==== Supplied entries ====

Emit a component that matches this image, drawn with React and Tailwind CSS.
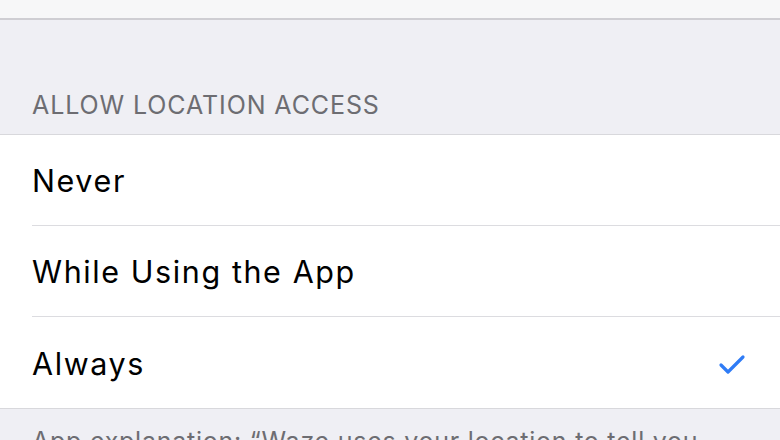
export default function App() {
  const rows = ["Never", "While Using the App", "Always"];
  return (
    <div className="h-[440px] w-[780px] overflow-hidden bg-[#efeff4] font-['Inter',sans-serif]">
      <div className="h-[18px] bg-[#f7f7f8]" />
      <div className="h-[2px] bg-[#cfced3]" />
      <div className="h-[114px] px-8 pt-[70px]">
        <div className="text-[25px] leading-[30px] tracking-[0.9px] text-[#6d6d72]">ALLOW LOCATION ACCESS</div>
      </div>
      <div className="border-y border-[#d8d8dc] bg-white">
        {rows.map((label, i) => (
          <div key={label} className="pl-8">
            <div
              className={
                "flex h-[91px] items-center justify-between pr-[34px] pt-[2px] " +
                (i < rows.length - 1 ? "border-b border-[#dcdce0]" : "")
              }
            >
              <span className="text-[30.5px] tracking-[1.6px] text-black">{label}</span>
              {label === "Always" && (
                <svg width="28" height="22" viewBox="0 0 28 22" fill="none">
                  <path
                    d="M3 12l7 7L25 4"
                    stroke="#2f7cf6"
                    strokeWidth="3.2"
                    strokeLinecap="round"
                    strokeLinejoin="round"
                  />
                </svg>
              )}
            </div>
          </div>
        ))}
      </div>
      <div className="whitespace-nowrap px-8 pt-[17px] text-[25px] leading-[30px] tracking-[0.75px] text-[#6d6d72]">
        App explanation: “Waze uses your location to tell you
      </div>
    </div>
  );
}
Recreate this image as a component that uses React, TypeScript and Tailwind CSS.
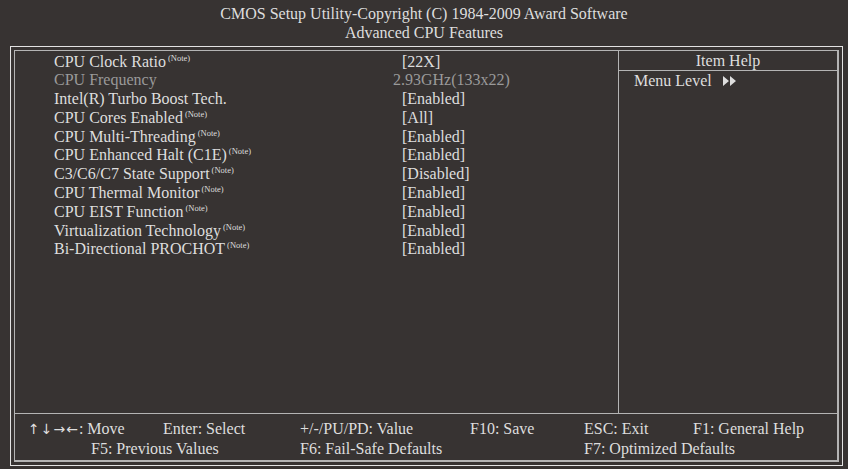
const items: { label: string; value: string; note?: boolean; dim?: boolean }[] = [
  { label: "CPU Clock Ratio", value: "[22X]", note: true },
  { label: "CPU Frequency", value: "2.93GHz(133x22)", dim: true },
  { label: "Intel(R) Turbo Boost Tech.", value: "[Enabled]" },
  { label: "CPU Cores Enabled", value: "[All]", note: true },
  { label: "CPU Multi-Threading", value: "[Enabled]", note: true },
  { label: "CPU Enhanced Halt (C1E)", value: "[Enabled]", note: true },
  { label: "C3/C6/C7 State Support", value: "[Disabled]", note: true },
  { label: "CPU Thermal Monitor", value: "[Enabled]", note: true },
  { label: "CPU EIST Function", value: "[Enabled]", note: true },
  { label: "Virtualization Technology", value: "[Enabled]", note: true },
  { label: "Bi-Directional PROCHOT", value: "[Enabled]", note: true },
];

function Note() {
  return <span className="ml-[2px] align-[6px] text-[8.5px] leading-none">(Note)</span>;
}

export default function App() {
  return (
    <div className="h-[469px] w-[848px] overflow-hidden bg-[#373332] font-['Liberation_Serif',serif] text-[16px] text-[#dedede]">
      <div className="h-[46px] pt-[4px] text-center leading-[19px]">
        <div>CMOS Setup Utility-Copyright (C) 1984-2009 Award Software</div>
        <div>Advanced CPU Features</div>
      </div>

      <div className="ml-[10px] h-[420px] w-[833px] border border-[#e2e2e2] p-[3px]">
        <div className="flex h-full flex-col border border-r-2 border-b-2 border-[#b4b4b4]">
          <div className="flex h-[363px] border-b border-[#b4b4b4]">
            <div className="w-[604px] border-r border-[#b4b4b4] pt-[1.5px] pl-[39px] leading-[18.8px]">
              {items.map((it) => (
                <div key={it.label} className={"flex " + (it.dim ? "text-[#9a9a9a]" : "")}>
                  <div className="w-[348px]">
                    {it.label}
                    {it.note && <Note />}
                  </div>
                  <div className={it.dim ? "-ml-[9px]" : ""}>{it.value}</div>
                </div>
              ))}
            </div>
            <div className="flex-1">
              <div className="h-[20px] border-b border-[#b4b4b4] text-center leading-[19px]">Item Help</div>
              <div className="flex items-center pl-[15px] leading-[19px]">
                <span>Menu Level</span>
                <svg className="ml-[11px]" width="14" height="10" viewBox="0 0 14 10">
                  <path d="M0 0 L6 5 L0 10 Z M7 0 L13 5 L7 10 Z" fill="#dedede" />
                </svg>
              </div>
            </div>
          </div>

          <div className="pt-[5px] leading-[19px]">
            <div className="flex pl-[13px]">
              <span className="w-[135px]">
                <span className="font-['DejaVu_Sans',sans-serif] text-[14px] tracking-[1px]">↑↓→←</span>: Move
              </span>
              <span className="w-[137px]">Enter: Select</span>
              <span className="w-[170px]">+/-/PU/PD: Value</span>
              <span className="w-[114px]">F10: Save</span>
              <span className="w-[109px]">ESC: Exit</span>
              <span>F1: General Help</span>
            </div>
            <div className="flex pl-[76px]">
              <span className="w-[209px]">F5: Previous Values</span>
              <span className="w-[284px]">F6: Fail-Safe Defaults</span>
              <span>F7: Optimized Defaults</span>
            </div>
          </div>
        </div>
      </div>
    </div>
  );
}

====

### [Problem requirements]
Make an exact copy of the data, leaving its pictures out.

### [Response below]
Emit a component that matches this image, drawn with React and Tailwind CSS.
export default function App() {
  const rows = ["Never", "While Using the App", "Always"];
  return (
    <div className="h-[440px] w-[780px] overflow-hidden bg-[#efeff4] font-['Inter',sans-serif]">
      <div className="h-[18px] bg-[#f7f7f8]" />
      <div className="h-[2px] bg-[#cfced3]" />
      <div className="h-[114px] px-8 pt-[70px]">
        <div className="text-[25px] leading-[30px] tracking-[0.9px] text-[#6d6d72]">ALLOW LOCATION ACCESS</div>
      </div>
      <div className="border-y border-[#d8d8dc] bg-white">
        {rows.map((label, i) => (
          <div key={label} className="pl-8">
            <div
              className={
                "flex h-[91px] items-center justify-between pr-[34px] pt-[2px] " +
                (i < rows.length - 1 ? "border-b border-[#dcdce0]" : "")
              }
            >
              <span className="text-[30.5px] tracking-[1.6px] text-black">{label}</span>
              {label === "Always" && (
                <svg width="28" height="22" viewBox="0 0 28 22" fill="none">
                  <path
                    d="M3 12l7 7L25 4"
                    stroke="#2f7cf6"
                    strokeWidth="3.2"
                    strokeLinecap="round"
                    strokeLinejoin="round"
                  />
                </svg>
              )}
            </div>
          </div>
        ))}
      </div>
      <div className="whitespace-nowrap px-8 pt-[17px] text-[25px] leading-[30px] tracking-[0.75px] text-[#6d6d72]">
        App explanation: “Waze uses your location to tell you
      </div>
    </div>
  );
}
Recreate this image as a component that uses React, TypeScript and Tailwind CSS.
const items: { label: string; value: string; note?: boolean; dim?: boolean }[] = [
  { label: "CPU Clock Ratio", value: "[22X]", note: true },
  { label: "CPU Frequency", value: "2.93GHz(133x22)", dim: true },
  { label: "Intel(R) Turbo Boost Tech.", value: "[Enabled]" },
  { label: "CPU Cores Enabled", value: "[All]", note: true },
  { label: "CPU Multi-Threading", value: "[Enabled]", note: true },
  { label: "CPU Enhanced Halt (C1E)", value: "[Enabled]", note: true },
  { label: "C3/C6/C7 State Support", value: "[Disabled]", note: true },
  { label: "CPU Thermal Monitor", value: "[Enabled]", note: true },
  { label: "CPU EIST Function", value: "[Enabled]", note: true },
  { label: "Virtualization Technology", value: "[Enabled]", note: true },
  { label: "Bi-Directional PROCHOT", value: "[Enabled]", note: true },
];

function Note() {
  return <span className="ml-[2px] align-[6px] text-[8.5px] leading-none">(Note)</span>;
}

export default function App() {
  return (
    <div className="h-[469px] w-[848px] overflow-hidden bg-[#373332] font-['Liberation_Serif',serif] text-[16px] text-[#dedede]">
      <div className="h-[46px] pt-[4px] text-center leading-[19px]">
        <div>CMOS Setup Utility-Copyright (C) 1984-2009 Award Software</div>
        <div>Advanced CPU Features</div>
      </div>

      <div className="ml-[10px] h-[420px] w-[833px] border border-[#e2e2e2] p-[3px]">
        <div className="flex h-full flex-col border border-r-2 border-b-2 border-[#b4b4b4]">
          <div className="flex h-[363px] border-b border-[#b4b4b4]">
            <div className="w-[604px] border-r border-[#b4b4b4] pt-[1.5px] pl-[39px] leading-[18.8px]">
              {items.map((it) => (
                <div key={it.label} className={"flex " + (it.dim ? "text-[#9a9a9a]" : "")}>
                  <div className="w-[348px]">
                    {it.label}
                    {it.note && <Note />}
                  </div>
                  <div className={it.dim ? "-ml-[9px]" : ""}>{it.value}</div>
                </div>
              ))}
            </div>
            <div className="flex-1">
              <div className="h-[20px] border-b border-[#b4b4b4] text-center leading-[19px]">Item Help</div>
              <div className="flex items-center pl-[15px] leading-[19px]">
                <span>Menu Level</span>
                <svg className="ml-[11px]" width="14" height="10" viewBox="0 0 14 10">
                  <path d="M0 0 L6 5 L0 10 Z M7 0 L13 5 L7 10 Z" fill="#dedede" />
                </svg>
              </div>
            </div>
          </div>

          <div className="pt-[5px] leading-[19px]">
            <div className="flex pl-[13px]">
              <span className="w-[135px]">
                <span className="font-['DejaVu_Sans',sans-serif] text-[14px] tracking-[1px]">↑↓→←</span>: Move
              </span>
              <span className="w-[137px]">Enter: Select</span>
              <span className="w-[170px]">+/-/PU/PD: Value</span>
              <span className="w-[114px]">F10: Save</span>
              <span className="w-[109px]">ESC: Exit</span>
              <span>F1: General Help</span>
            </div>
            <div className="flex pl-[76px]">
              <span className="w-[209px]">F5: Previous Values</span>
              <span className="w-[284px]">F6: Fail-Safe Defaults</span>
              <span>F7: Optimized Defaults</span>
            </div>
          </div>
        </div>
      </div>
    </div>
  );
}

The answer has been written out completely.